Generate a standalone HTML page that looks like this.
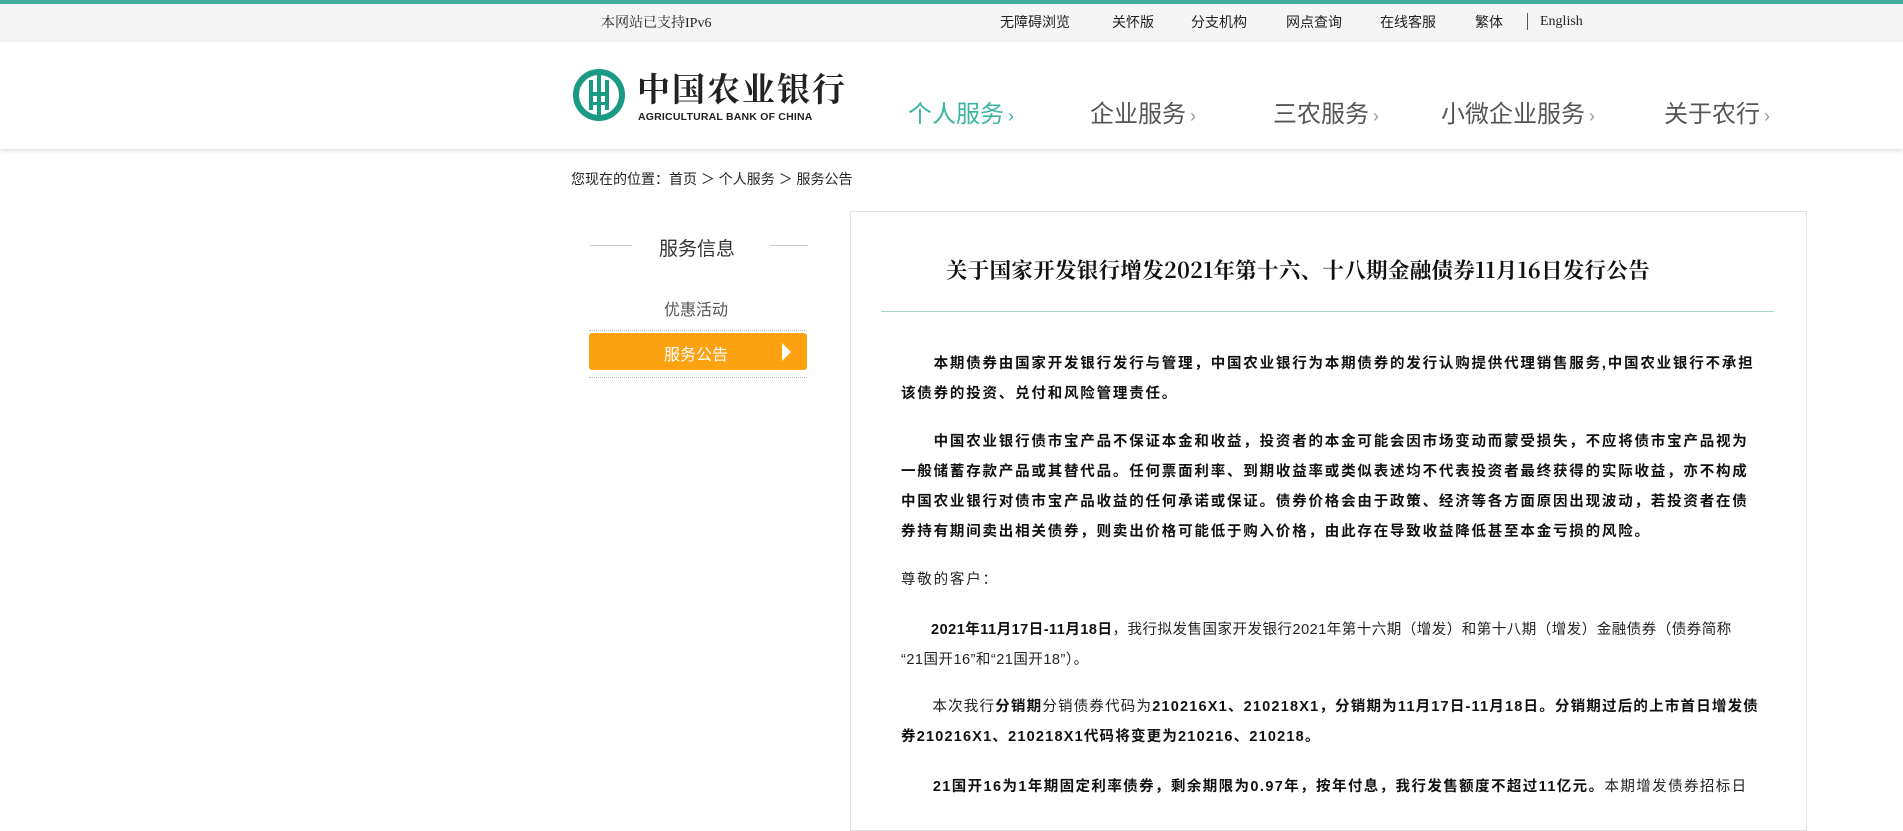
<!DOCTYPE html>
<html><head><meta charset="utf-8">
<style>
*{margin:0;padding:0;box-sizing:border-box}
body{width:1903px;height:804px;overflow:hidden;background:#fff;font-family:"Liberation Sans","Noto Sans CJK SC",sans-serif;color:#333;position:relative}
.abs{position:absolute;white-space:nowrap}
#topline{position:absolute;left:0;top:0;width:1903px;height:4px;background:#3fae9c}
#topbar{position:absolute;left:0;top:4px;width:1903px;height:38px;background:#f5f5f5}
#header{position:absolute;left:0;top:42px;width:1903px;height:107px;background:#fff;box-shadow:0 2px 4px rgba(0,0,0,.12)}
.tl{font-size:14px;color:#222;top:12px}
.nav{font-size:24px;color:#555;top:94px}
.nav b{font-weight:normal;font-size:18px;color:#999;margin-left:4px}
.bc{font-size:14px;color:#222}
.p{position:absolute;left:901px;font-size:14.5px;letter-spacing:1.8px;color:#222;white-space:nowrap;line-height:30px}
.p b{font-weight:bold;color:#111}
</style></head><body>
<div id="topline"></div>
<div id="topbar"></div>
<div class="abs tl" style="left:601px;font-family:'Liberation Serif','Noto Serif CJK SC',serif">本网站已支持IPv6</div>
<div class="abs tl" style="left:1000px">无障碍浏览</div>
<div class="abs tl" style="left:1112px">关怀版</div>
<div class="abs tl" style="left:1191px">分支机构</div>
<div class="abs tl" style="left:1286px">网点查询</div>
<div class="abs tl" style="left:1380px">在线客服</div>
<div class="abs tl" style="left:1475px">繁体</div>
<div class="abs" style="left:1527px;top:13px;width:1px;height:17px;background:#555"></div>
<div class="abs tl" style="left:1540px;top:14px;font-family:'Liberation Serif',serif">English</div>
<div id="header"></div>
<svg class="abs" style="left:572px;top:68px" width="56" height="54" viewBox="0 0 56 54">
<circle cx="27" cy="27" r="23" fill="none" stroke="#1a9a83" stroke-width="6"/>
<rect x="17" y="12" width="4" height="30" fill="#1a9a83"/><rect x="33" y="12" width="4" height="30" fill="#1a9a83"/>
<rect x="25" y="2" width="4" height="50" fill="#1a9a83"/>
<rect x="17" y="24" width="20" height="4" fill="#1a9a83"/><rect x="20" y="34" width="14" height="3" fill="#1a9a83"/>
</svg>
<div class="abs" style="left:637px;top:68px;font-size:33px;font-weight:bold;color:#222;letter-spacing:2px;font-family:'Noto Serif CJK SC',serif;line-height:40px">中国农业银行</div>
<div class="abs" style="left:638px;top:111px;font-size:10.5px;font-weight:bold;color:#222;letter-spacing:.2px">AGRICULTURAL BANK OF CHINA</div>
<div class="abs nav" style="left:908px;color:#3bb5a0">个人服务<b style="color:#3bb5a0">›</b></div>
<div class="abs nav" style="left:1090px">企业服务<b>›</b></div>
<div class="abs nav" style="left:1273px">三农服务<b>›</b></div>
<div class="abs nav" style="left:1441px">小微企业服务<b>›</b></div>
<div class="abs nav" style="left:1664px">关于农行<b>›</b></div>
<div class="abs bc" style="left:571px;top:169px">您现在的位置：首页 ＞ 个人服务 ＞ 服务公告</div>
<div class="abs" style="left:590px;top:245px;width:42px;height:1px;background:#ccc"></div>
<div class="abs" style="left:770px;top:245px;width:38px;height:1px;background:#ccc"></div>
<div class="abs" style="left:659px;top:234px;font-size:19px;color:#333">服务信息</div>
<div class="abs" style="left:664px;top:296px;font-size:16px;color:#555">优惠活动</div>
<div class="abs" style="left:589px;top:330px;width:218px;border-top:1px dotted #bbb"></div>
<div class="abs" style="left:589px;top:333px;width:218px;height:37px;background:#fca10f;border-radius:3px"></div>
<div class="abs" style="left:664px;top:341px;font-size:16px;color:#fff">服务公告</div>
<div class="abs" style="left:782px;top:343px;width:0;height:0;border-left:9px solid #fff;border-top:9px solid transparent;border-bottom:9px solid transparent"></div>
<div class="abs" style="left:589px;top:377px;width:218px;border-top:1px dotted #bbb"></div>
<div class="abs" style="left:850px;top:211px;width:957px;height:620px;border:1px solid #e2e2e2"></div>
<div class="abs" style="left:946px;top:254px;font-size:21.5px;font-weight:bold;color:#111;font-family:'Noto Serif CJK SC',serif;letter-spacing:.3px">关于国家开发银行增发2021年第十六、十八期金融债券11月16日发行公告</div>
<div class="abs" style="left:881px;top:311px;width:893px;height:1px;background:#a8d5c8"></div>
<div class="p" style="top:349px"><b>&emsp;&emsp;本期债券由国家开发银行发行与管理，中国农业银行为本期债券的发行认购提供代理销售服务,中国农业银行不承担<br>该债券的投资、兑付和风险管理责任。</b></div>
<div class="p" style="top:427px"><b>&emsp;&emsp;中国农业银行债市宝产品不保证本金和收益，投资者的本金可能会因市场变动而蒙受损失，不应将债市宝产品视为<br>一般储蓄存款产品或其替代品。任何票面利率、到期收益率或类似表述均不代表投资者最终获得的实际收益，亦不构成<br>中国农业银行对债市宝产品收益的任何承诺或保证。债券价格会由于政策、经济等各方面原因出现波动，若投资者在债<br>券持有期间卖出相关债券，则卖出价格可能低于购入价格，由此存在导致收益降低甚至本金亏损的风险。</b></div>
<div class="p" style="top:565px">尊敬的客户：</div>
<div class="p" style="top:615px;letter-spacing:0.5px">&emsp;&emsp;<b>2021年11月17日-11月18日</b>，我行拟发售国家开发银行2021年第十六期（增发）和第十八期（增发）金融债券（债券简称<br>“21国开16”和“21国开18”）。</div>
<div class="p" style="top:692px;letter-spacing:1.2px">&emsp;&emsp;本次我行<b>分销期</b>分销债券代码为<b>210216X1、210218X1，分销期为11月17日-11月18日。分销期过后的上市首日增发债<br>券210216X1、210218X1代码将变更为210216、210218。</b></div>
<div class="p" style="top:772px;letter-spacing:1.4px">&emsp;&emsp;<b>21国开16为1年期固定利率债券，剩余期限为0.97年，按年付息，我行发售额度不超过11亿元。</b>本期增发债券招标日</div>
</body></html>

> **What to do**
All of the material above needs to be restated exactly, with no pictures.

> **Output of the task**
Generate a standalone HTML page that looks like this.
<!DOCTYPE html>
<html><head><meta charset="utf-8">
<style>
*{margin:0;padding:0;box-sizing:border-box}
body{width:1903px;height:804px;overflow:hidden;background:#fff;font-family:"Liberation Sans","Noto Sans CJK SC",sans-serif;color:#333;position:relative}
.abs{position:absolute;white-space:nowrap}
#topline{position:absolute;left:0;top:0;width:1903px;height:4px;background:#3fae9c}
#topbar{position:absolute;left:0;top:4px;width:1903px;height:38px;background:#f5f5f5}
#header{position:absolute;left:0;top:42px;width:1903px;height:107px;background:#fff;box-shadow:0 2px 4px rgba(0,0,0,.12)}
.tl{font-size:14px;color:#222;top:12px}
.nav{font-size:24px;color:#555;top:94px}
.nav b{font-weight:normal;font-size:18px;color:#999;margin-left:4px}
.bc{font-size:14px;color:#222}
.p{position:absolute;left:901px;font-size:14.5px;letter-spacing:1.8px;color:#222;white-space:nowrap;line-height:30px}
.p b{font-weight:bold;color:#111}
</style></head><body>
<div id="topline"></div>
<div id="topbar"></div>
<div class="abs tl" style="left:601px;font-family:'Liberation Serif','Noto Serif CJK SC',serif">本网站已支持IPv6</div>
<div class="abs tl" style="left:1000px">无障碍浏览</div>
<div class="abs tl" style="left:1112px">关怀版</div>
<div class="abs tl" style="left:1191px">分支机构</div>
<div class="abs tl" style="left:1286px">网点查询</div>
<div class="abs tl" style="left:1380px">在线客服</div>
<div class="abs tl" style="left:1475px">繁体</div>
<div class="abs" style="left:1527px;top:13px;width:1px;height:17px;background:#555"></div>
<div class="abs tl" style="left:1540px;top:14px;font-family:'Liberation Serif',serif">English</div>
<div id="header"></div>
<svg class="abs" style="left:572px;top:68px" width="56" height="54" viewBox="0 0 56 54">
<circle cx="27" cy="27" r="23" fill="none" stroke="#1a9a83" stroke-width="6"/>
<rect x="17" y="12" width="4" height="30" fill="#1a9a83"/><rect x="33" y="12" width="4" height="30" fill="#1a9a83"/>
<rect x="25" y="2" width="4" height="50" fill="#1a9a83"/>
<rect x="17" y="24" width="20" height="4" fill="#1a9a83"/><rect x="20" y="34" width="14" height="3" fill="#1a9a83"/>
</svg>
<div class="abs" style="left:637px;top:68px;font-size:33px;font-weight:bold;color:#222;letter-spacing:2px;font-family:'Noto Serif CJK SC',serif;line-height:40px">中国农业银行</div>
<div class="abs" style="left:638px;top:111px;font-size:10.5px;font-weight:bold;color:#222;letter-spacing:.2px">AGRICULTURAL BANK OF CHINA</div>
<div class="abs nav" style="left:908px;color:#3bb5a0">个人服务<b style="color:#3bb5a0">›</b></div>
<div class="abs nav" style="left:1090px">企业服务<b>›</b></div>
<div class="abs nav" style="left:1273px">三农服务<b>›</b></div>
<div class="abs nav" style="left:1441px">小微企业服务<b>›</b></div>
<div class="abs nav" style="left:1664px">关于农行<b>›</b></div>
<div class="abs bc" style="left:571px;top:169px">您现在的位置：首页 ＞ 个人服务 ＞ 服务公告</div>
<div class="abs" style="left:590px;top:245px;width:42px;height:1px;background:#ccc"></div>
<div class="abs" style="left:770px;top:245px;width:38px;height:1px;background:#ccc"></div>
<div class="abs" style="left:659px;top:234px;font-size:19px;color:#333">服务信息</div>
<div class="abs" style="left:664px;top:296px;font-size:16px;color:#555">优惠活动</div>
<div class="abs" style="left:589px;top:330px;width:218px;border-top:1px dotted #bbb"></div>
<div class="abs" style="left:589px;top:333px;width:218px;height:37px;background:#fca10f;border-radius:3px"></div>
<div class="abs" style="left:664px;top:341px;font-size:16px;color:#fff">服务公告</div>
<div class="abs" style="left:782px;top:343px;width:0;height:0;border-left:9px solid #fff;border-top:9px solid transparent;border-bottom:9px solid transparent"></div>
<div class="abs" style="left:589px;top:377px;width:218px;border-top:1px dotted #bbb"></div>
<div class="abs" style="left:850px;top:211px;width:957px;height:620px;border:1px solid #e2e2e2"></div>
<div class="abs" style="left:946px;top:254px;font-size:21.5px;font-weight:bold;color:#111;font-family:'Noto Serif CJK SC',serif;letter-spacing:.3px">关于国家开发银行增发2021年第十六、十八期金融债券11月16日发行公告</div>
<div class="abs" style="left:881px;top:311px;width:893px;height:1px;background:#a8d5c8"></div>
<div class="p" style="top:349px"><b>&emsp;&emsp;本期债券由国家开发银行发行与管理，中国农业银行为本期债券的发行认购提供代理销售服务,中国农业银行不承担<br>该债券的投资、兑付和风险管理责任。</b></div>
<div class="p" style="top:427px"><b>&emsp;&emsp;中国农业银行债市宝产品不保证本金和收益，投资者的本金可能会因市场变动而蒙受损失，不应将债市宝产品视为<br>一般储蓄存款产品或其替代品。任何票面利率、到期收益率或类似表述均不代表投资者最终获得的实际收益，亦不构成<br>中国农业银行对债市宝产品收益的任何承诺或保证。债券价格会由于政策、经济等各方面原因出现波动，若投资者在债<br>券持有期间卖出相关债券，则卖出价格可能低于购入价格，由此存在导致收益降低甚至本金亏损的风险。</b></div>
<div class="p" style="top:565px">尊敬的客户：</div>
<div class="p" style="top:615px;letter-spacing:0.5px">&emsp;&emsp;<b>2021年11月17日-11月18日</b>，我行拟发售国家开发银行2021年第十六期（增发）和第十八期（增发）金融债券（债券简称<br>“21国开16”和“21国开18”）。</div>
<div class="p" style="top:692px;letter-spacing:1.2px">&emsp;&emsp;本次我行<b>分销期</b>分销债券代码为<b>210216X1、210218X1，分销期为11月17日-11月18日。分销期过后的上市首日增发债<br>券210216X1、210218X1代码将变更为210216、210218。</b></div>
<div class="p" style="top:772px;letter-spacing:1.4px">&emsp;&emsp;<b>21国开16为1年期固定利率债券，剩余期限为0.97年，按年付息，我行发售额度不超过11亿元。</b>本期增发债券招标日</div>
</body></html>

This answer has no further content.